Calcutta: Visualise two Indians going hammer and tongs at each other in a Grand Slam singles quarter final. The mind will draw a blank, there are no images in the memory bank. It did not happen even when Vijay Amritraj and Ramesh Krishnan were at their peak. Neither is it likely to materialise in the foreseeable future.

But the next best thing — two Indians across the net on a doubles court — is no longer a fantasy, thanks to the brilliance of partners-turned-rivals Leander Paes and Mahesh Bhupathi. It was at January’s Australian Open that Paes and Martina Navratilova accounted for Bhupathi and Iroda Tulyaganova en route to their epochal triumph.

But come Tuesday, Paes and Bhupathi will take their self-created rivalry to new heights when they confront each other at Stade Roland Garros with a semi-final berth at stake. And, to think, that these two gentlemen together lifted the French Open doubles trophy twice — in 1999 and 2001! It’s such ironies that make life such a fascinating spectacle.

The Bhupathi-Max Mirnyi versus Paes-David Rikl quarter final should be no less fascinating. Bhupathi and Mirnyi set Europe’s claycourts on fire the last two months. Paes-Rikl had a roaring hardcourt season before stumbling on clay only to recover in the nick of time.

In four starts since their reunion this April, Bhupathi and Mirnyi have won two tournaments (Estoril and Monte Carlo), been runners-up in Hamburg and semi-finalists once (Rome). Add their three victories in Paris, and the second seeds have an envious 16-2 win-loss record on clay.

“We are pretty much the form team on clay this year… we are eager to go out there and stamp our superiority by winning the biggest title,” announced Bhupathi while interacting with The Telegraph.

The first Indian to claim a Grand Slam crown of any hue, Bhupathi refused to label the upcoming match as anything special.

“I’ve been in 15 or more Grand Slam quarter finals, so this is nothing new or different. I know how to handle a match like this.”

But won’t it be an emotional occasion playing against a man with whom he has won 22 tournaments including three majors' “Emotions can’t play any role now… we have been playing separately for over a year now and have already clashed with each other. We’ll do so again and as many times as we need to. Period.”

Any predictions about the result' “All I can say is Max and I have the ability and firepower to beat any team. We want to win many more Slams and we believe we can do it.”

Clearly, confidence is not in short supply for Bhupathi these days.

Paes, on the other hand, presents a mature front. “We are definitely the underdogs. They (Bhupathi-Mirnyi) have a lot going for them,” was how the senior pro summed it up.
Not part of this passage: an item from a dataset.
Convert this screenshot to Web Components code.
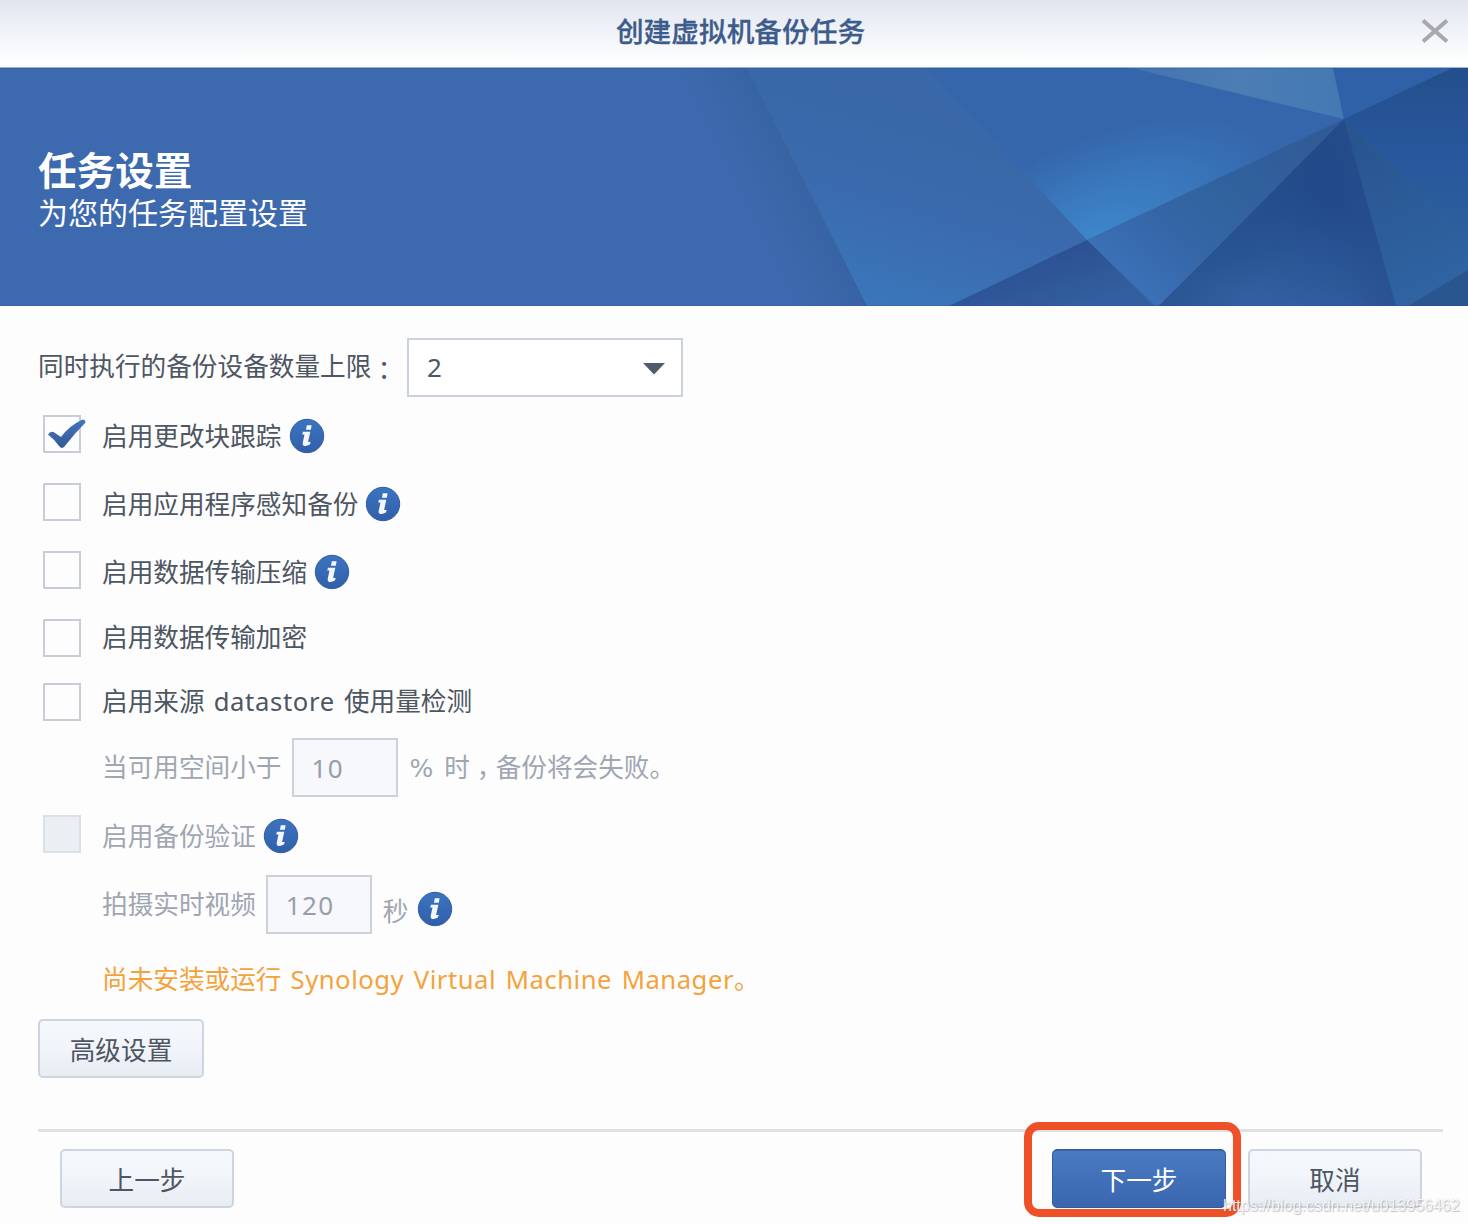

But he didn’t miss mentioning the huge career-advantage he enjoys over Bhupathi. “I’ve won all but one of our clashes... I’ll be trying to build on that record,” said Paes whose only loss to Bhupathi was in the Hamburg Masters Series doubles event last year.

Paes ended on the right side of the scoreline against Bhupathi on seven occasions — thrice each in singles and men’s doubles, once in mixed.

“It will be a tough match... Whoever wins it will have a good chance to go all the way,” Paes observed.

Form definitely points to a Bhupathi-Mirnyi victory. But if the mental-factor is taken into calculation, Paes should have the edge.

It’s that superior mental strength which Paes will try to impose on Bhupathi in the battle royal on Tuesday.